WHAT IS EXPECTED: Every line that holds the string "html" is to be identified and copied.

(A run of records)

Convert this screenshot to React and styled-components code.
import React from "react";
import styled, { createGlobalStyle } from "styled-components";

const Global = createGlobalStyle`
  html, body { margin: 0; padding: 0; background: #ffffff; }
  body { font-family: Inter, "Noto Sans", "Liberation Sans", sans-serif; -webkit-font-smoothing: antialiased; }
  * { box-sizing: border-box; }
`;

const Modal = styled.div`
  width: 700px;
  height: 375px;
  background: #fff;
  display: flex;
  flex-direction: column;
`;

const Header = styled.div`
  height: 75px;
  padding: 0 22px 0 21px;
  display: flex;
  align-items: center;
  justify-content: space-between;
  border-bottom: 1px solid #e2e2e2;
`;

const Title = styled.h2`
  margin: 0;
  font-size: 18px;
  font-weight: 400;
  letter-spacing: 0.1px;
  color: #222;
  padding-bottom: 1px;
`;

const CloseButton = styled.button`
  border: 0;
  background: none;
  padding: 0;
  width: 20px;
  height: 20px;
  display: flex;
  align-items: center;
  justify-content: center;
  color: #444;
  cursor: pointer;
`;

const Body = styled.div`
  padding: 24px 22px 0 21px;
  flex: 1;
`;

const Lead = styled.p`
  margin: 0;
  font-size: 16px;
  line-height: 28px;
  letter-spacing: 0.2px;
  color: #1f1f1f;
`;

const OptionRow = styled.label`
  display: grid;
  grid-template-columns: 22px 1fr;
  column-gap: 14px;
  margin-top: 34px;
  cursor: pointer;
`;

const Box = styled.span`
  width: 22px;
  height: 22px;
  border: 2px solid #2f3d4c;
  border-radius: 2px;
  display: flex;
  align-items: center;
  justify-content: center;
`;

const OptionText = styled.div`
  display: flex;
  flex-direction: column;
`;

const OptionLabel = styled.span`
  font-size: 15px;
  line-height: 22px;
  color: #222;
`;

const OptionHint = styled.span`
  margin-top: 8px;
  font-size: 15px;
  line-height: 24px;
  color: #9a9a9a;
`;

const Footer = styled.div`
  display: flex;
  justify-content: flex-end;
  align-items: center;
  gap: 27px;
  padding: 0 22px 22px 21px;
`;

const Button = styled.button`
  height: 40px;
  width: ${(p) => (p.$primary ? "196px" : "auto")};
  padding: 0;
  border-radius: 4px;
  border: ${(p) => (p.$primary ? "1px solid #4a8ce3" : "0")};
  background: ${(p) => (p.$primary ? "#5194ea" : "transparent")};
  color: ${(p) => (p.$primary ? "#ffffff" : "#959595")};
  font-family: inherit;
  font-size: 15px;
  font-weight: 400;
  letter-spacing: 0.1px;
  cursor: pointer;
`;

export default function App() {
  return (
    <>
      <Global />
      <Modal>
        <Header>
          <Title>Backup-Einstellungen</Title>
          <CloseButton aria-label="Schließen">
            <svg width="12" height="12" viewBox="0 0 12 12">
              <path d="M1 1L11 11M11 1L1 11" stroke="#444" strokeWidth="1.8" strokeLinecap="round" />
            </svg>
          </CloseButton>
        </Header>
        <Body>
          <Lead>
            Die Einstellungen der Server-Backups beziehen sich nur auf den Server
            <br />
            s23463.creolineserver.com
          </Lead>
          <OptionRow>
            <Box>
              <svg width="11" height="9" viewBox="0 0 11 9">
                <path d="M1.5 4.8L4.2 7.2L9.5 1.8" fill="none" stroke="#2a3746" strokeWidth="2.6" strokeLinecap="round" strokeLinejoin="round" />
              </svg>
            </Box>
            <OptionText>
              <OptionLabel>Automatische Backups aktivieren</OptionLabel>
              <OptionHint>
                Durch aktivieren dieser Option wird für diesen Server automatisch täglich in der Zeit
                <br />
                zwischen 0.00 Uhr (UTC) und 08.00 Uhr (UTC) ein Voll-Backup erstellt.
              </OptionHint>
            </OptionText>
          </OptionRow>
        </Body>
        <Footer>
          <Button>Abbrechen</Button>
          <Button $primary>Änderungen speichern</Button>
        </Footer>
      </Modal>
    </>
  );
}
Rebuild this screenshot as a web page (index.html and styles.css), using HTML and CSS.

FULL SOLUTION:
  html, body { margin: 0; padding: 0; background: #ffffff; }
Rebuild this screenshot as a web page (index.html and styles.css), using HTML and CSS.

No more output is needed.